Aragon v. Chase Manhattan Bank

322 F. Supp. 1006 | D.P.R. | 1971

FINDINGS OF FACT AND CONCLUSIONS OF LAW

FERNANDEZ-BADILLO, District Judge.

This is an action brought by the Chapter X Trustee of Central San Vicente, Inc.,1 a local sugar mill, to recover from the Puerto Rican Branch of The Chase Manhattan Bank1 payments totalling $250,000 as preferences voidable under Section 60 of the Bankruptcy Act or as fraudulent transfers under Section 67, sub. d of the Act. Following reorganization, San Vicente’s successor, New San Vicente, Inc.,1 was permitted to intervene and assert an identical claim. Both claims were categorically denied by Chase.

After a four day trial, the parties submitted briefs and upon consideration of all the evidence adduced at the trial, including numerous exhibits and the applicable law and authorities, the Court makes the following findings of fact and conclusions of law.

Findings of Fact

Jorge Gonzalez Hernandez was principal stockholder and chief executive of San Vicente, which operated a sugar mill and warehouse in Vega Baja. Gonzalez also cultivated sugar cane on lands owned in his own name and in the names of two other companies, Compañía Agricola Mendez, Inc. and Central Agricultural Co., Inc. All of this cane was sent to the mill for grinding and the sugar produced therefrom was put in the warehouse. Thus, Gonzalez and his land companies were colonos of the mill.
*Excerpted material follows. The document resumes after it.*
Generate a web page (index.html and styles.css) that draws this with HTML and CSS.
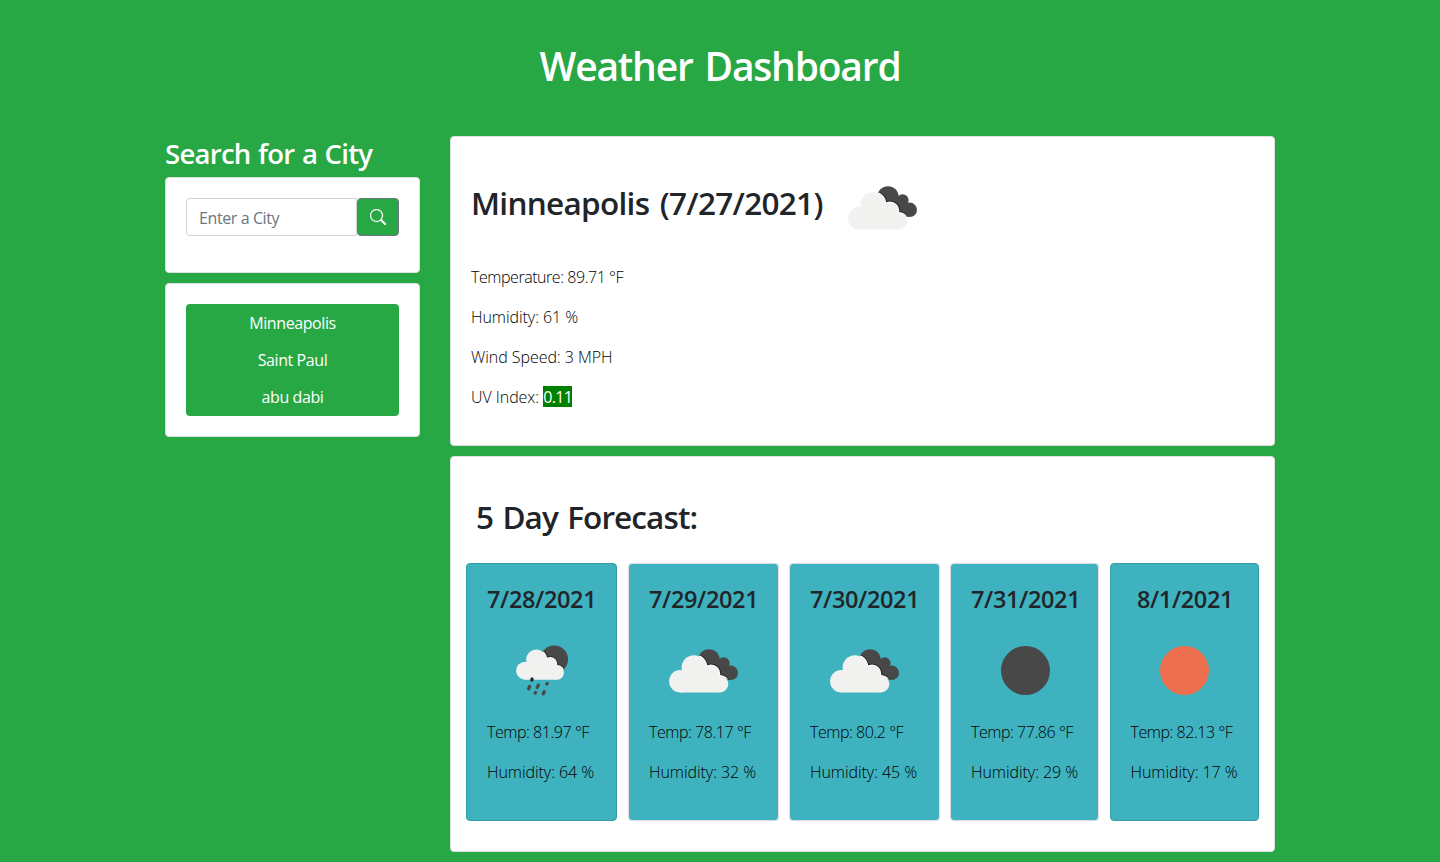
FILE: index.html
```html
<!DOCTYPE html>
<html lang="en">
<head>
<meta charset="utf-8">
<title>Weather Dashboard</title>
<link rel="stylesheet" href="styles.css">
</head>
<body>
<svg class="defs" aria-hidden="true">
  <defs>
    <g id="cloud-back"><circle cx="40" cy="10.9" r="10.7"/><circle cx="54.6" cy="14.3" r="6"/><circle cx="61.7" cy="23.8" r="7.3"/><path d="M40 11L54 12L62 24L56 31L40 25z"/></g>
    <g id="cloud-front"><circle cx="11.4" cy="32.2" r="11.3"/><circle cx="25" cy="18.6" r="12.4"/><circle cx="42" cy="24.9" r="8.3"/><circle cx="51" cy="35.2" r="8.3"/><path d="M11 25L25 18L42 24L51 30V43.5H11z"/></g>
    <clipPath id="back-clip"><circle cx="40" cy="10.9" r="10.7"/><circle cx="54.6" cy="14.3" r="6"/><circle cx="61.7" cy="23.8" r="7.3"/><path d="M40 11L54 12L62 24L56 31L40 25z"/></clipPath>
    <symbol id="clouds" viewBox="0 0 70 44">
      <use href="#cloud-back" fill="#484849"/>
      <g clip-path="url(#back-clip)"><use href="#cloud-front" stroke="#252526" stroke-width="4"/><use href="#cloud-front" stroke="#fff" stroke-width="2"/></g>
      <use href="#cloud-front" fill="#f1f1f0"/>
    </symbol>
    <g id="rain-front"><circle cx="9.1" cy="25.7" r="9"/><circle cx="20.3" cy="14.8" r="10.2"/><circle cx="34.2" cy="19" r="6.3"/><circle cx="41" cy="27.7" r="7"/><path d="M9 20L20 14L34 18L41 23V34.7H9z"/></g>
    <clipPath id="rain-clip"><circle cx="38.2" cy="14.2" r="13.8"/></clipPath>
    <symbol id="rain" viewBox="0 0 52 51">
      <circle cx="38.2" cy="14.2" r="13.8" fill="#484849"/>
      <g clip-path="url(#rain-clip)"><use href="#rain-front" stroke="#252526" stroke-width="3"/><use href="#rain-front" stroke="#fff" stroke-width="1.4"/></g>
      <use href="#rain-front" fill="#f1f1f0"/>
      <g stroke="#484849" stroke-width="3.2" stroke-linecap="round"><path d="M16.1 34L15.8 35" stroke="#252526"/><path d="M13.6 41.4L12.6 43.8M22.3 40.1L21.3 42.5M31.2 38.5L30.8 39M19.5 47.5L19.2 48M28.2 46.6L27.2 48.9"/></g>
    </symbol>
  </defs>
</svg>
<header class="header"><h1 class="title">Weather Dashboard</h1></header>
<div class="container">
  <aside class="sidebar">
    <h3 class="search-title">Search for a City</h3>
    <section class="card search-card">
      <form class="search">
        <input class="search-input" type="text" placeholder="Enter a City">
        <button class="search-button" type="button" aria-label="Search"><svg width="16" height="16" viewBox="0 0 16 16" fill="currentColor" stroke="currentColor" stroke-width=".25"><path d="M11.742 10.344a6.5 6.5 0 1 0-1.397 1.398h-.001c.03.04.062.078.098.115l3.85 3.85a1 1 0 0 0 1.415-1.414l-3.85-3.85a1.007 1.007 0 0 0-.115-.1zM12 6.5a5.5 5.5 0 1 1-11 0 5.5 5.5 0 0 1 11 0z"/></svg></button>
      </form>
    </section>
    <section class="card history-card">
      <div class="history"><span>Minneapolis</span><span>Saint Paul</span><span>abu dabi</span></div>
    </section>
  </aside>
  <main class="main">
    <section class="card current">
      <div class="current-head"><h2 class="city">Minneapolis (7/27/2021)</h2><svg class="clouds"><use href="#clouds"/></svg></div>
      <p class="text">Temperature: 89.71 °F</p>
      <p class="text loose">Humidity: 61 %</p>
      <p class="text loose">Wind Speed: 3 MPH</p>
      <p class="text loose">UV Index: <span class="uv">0.11</span></p>
    </section>
    <section class="card forecast">
      <h2 class="forecast-title">5 Day Forecast:</h2>
      <div class="days">
        <article class="day day-info"><h4 class="date">7/28/2021</h4><div class="icon"><svg class="rain"><use href="#rain"/></svg></div><p class="text">Temp: 81.97 °F</p><p class="text loose">Humidity: 64 %</p></article>
        <article class="day"><h4 class="date">7/29/2021</h4><div class="icon"><svg class="clouds"><use href="#clouds"/></svg></div><p class="text">Temp: 78.17 °F</p><p class="text loose">Humidity: 32 %</p></article>
        <article class="day"><h4 class="date">7/30/2021</h4><div class="icon"><svg class="clouds"><use href="#clouds"/></svg></div><p class="text">Temp: 80.2 °F</p><p class="text loose">Humidity: 45 %</p></article>
        <article class="day day-narrow"><h4 class="date">7/31/2021</h4><div class="icon"><span class="disc night"></span></div><p class="text">Temp: 77.86 °F</p><p class="text loose">Humidity: 29 %</p></article>
        <article class="day day-info day-last"><h4 class="date">8/1/2021</h4><div class="icon"><span class="disc sun"></span></div><p class="text">Temp: 82.13 °F</p><p class="text loose">Humidity: 17 %</p></article>
      </div>
    </section>
  </main>
</div>
</body>
</html>
```
FILE: styles.css
```css
* { box-sizing: border-box; }
body { margin: 0; height: 862px; overflow: hidden; background: #28a745; color: #212529; font: 400 16px/24px "Open Sans", "Noto Sans", sans-serif; letter-spacing: -0.4px; }
h1, h2, h3, h4, p { margin: 0; white-space: nowrap; }
h1, h2, h3, h4 { font-weight: 600; }
.defs { position: absolute; width: 0; height: 0; }
.header { height: 136px; padding-top: 42px; text-align: center; color: #fff; }
.title { font-size: 39px; line-height: 48px; letter-spacing: -1.2px; word-spacing: 3px; }
.container { display: grid; grid-template-columns: 255px 825px; gap: 30px; width: 1110px; margin: 0 auto; }
.card { background: #fff; border: 1px solid #dfdfdf; border-radius: 4px; }
.search-title { height: 41px; padding-top: 1px; color: #fff; font-size: 27.5px; line-height: 34px; letter-spacing: -0.72px; word-spacing: 1px; }
.search-card { height: 96px; padding: 20px; }
.search { display: flex; height: 38px; }
.search-input { width: 171px; height: 38px; padding: 8px 12px 6px; border: 1px solid #ced4da; border-radius: 4px 0 0 4px; color: #495057; font: inherit; letter-spacing: inherit; }
.search-input::placeholder { color: #6c757d; opacity: 1; }
.search-button { display: flex; align-items: center; justify-content: center; width: 42px; height: 38px; padding: 0; border: 1px solid #6c757d; border-radius: 4px; background: #28a745; color: #fff; }
.history-card { height: 154px; margin-top: 10px; padding: 20px; }
.history { display: flex; flex-direction: column; height: 112px; border-radius: 4px; background: #28a745; color: #fff; text-align: center; }
.history span { height: 37px; line-height: 39px; }
.current { height: 310px; padding: 48px 20px 0; }
.current-head { display: flex; gap: 25px; height: 80px; }
.city { width: 352px; font-size: 31.5px; line-height: 36px; letter-spacing: -0.7px; word-spacing: 3px; }
.clouds { width: 70px; height: 44px; margin-top: 1px; }
.text { margin-bottom: 16px; color: #000; font-weight: 300; letter-spacing: -0.45px; }
.loose { letter-spacing: -0.05px; }
.uv { display: inline-block; width: 29px; height: 21px; line-height: 23px; background: green; color: #fff; font-weight: 400; letter-spacing: -0.6px; vertical-align: top; margin-top: 1px; }
.forecast { height: 396px; margin-top: 10px; padding: 42px 15px 0; }
.forecast-title { height: 64px; padding-left: 10px; font-size: 31.5px; line-height: 36px; letter-spacing: -0.9px; word-spacing: 2px; }
.days { display: flex; gap: 10px; width: 793px; }
.day { width: 151px; height: 258px; padding: 21px 0 0 20px; border: 1px solid #dfdfdf; border-radius: 4px; background: #3eb2bf; }
.day:nth-child(2) { margin-left: 1px; }
.day-narrow, .day-last { width: 149px; }
.day-last { margin-left: auto; padding-left: 19.5px; }
.day-info { border-color: #319da9; }
.date { width: 109px; font-size: 23.5px; line-height: 28px; letter-spacing: -0.35px; text-align: center; }
.icon { display: flex; align-items: center; justify-content: center; width: 110px; height: 107px; padding-top: 7px; }
.rain { width: 52px; height: 51px; }
.disc { width: 49px; height: 49px; margin-right: 2px; border-radius: 50%; }
.night { background: #484849; }
.sun { background: #ec6e4c; }
```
Chase financed the cultivation of the cane grown by Gonzalez and his companies under recorded refacción or crop loan contracts whereby Chase held crop liens on all the cane produced.2 For the 1961/62 crop season, Chase loaned Gonzalez a total of $274,000, Agricola Mendez a total of $69,000 and Central Agricultural $20,000, all secured by such crop liens. During that season, Gonzalez and his companies sent to the mill 1,409,720 quintals of cane, from which a total of 128,932.72 quintals of sugar were produced and placed in San Vicente’s warehouse. The share belonging to Gonzalez and his companies, as colonos, was 82,-*1008331.85 quintals of sugar (about 4,100 tons). In the early part of 1962, these colono sugars were sold and on account thereof, San Vicente received payments aggregating at least $209,000, which were used by San Vicente in the operations of the mill. '

Besides making these crop loans, Chase also made secured loans to San Vicente to finance the operations of the mill and warehouse. The funds thus borrowed were used for advances to other colonos and to meet dead season expenses and were secured by mortgages on San Vicente’s real estate and plant and by pledge of colono notes. A total of $1,111,120.24 was loaned by Chase during the 1961/62 crop season. After that amount, had been repaid and starting on May 3, 1962, Chase began making similar loans for the 1962/63 season; by July 19, 1962, these advances reached a total of $729,000. They were evidenced by collateral loan notes which provided that the collateral (consisting of second and third mortgages totalling $1,320,000 and about $673,000 of colono notes) would secure the notes and any other liability or indebtedness of San Vicente to Chase “due or not due, present or future, direct or indirect”.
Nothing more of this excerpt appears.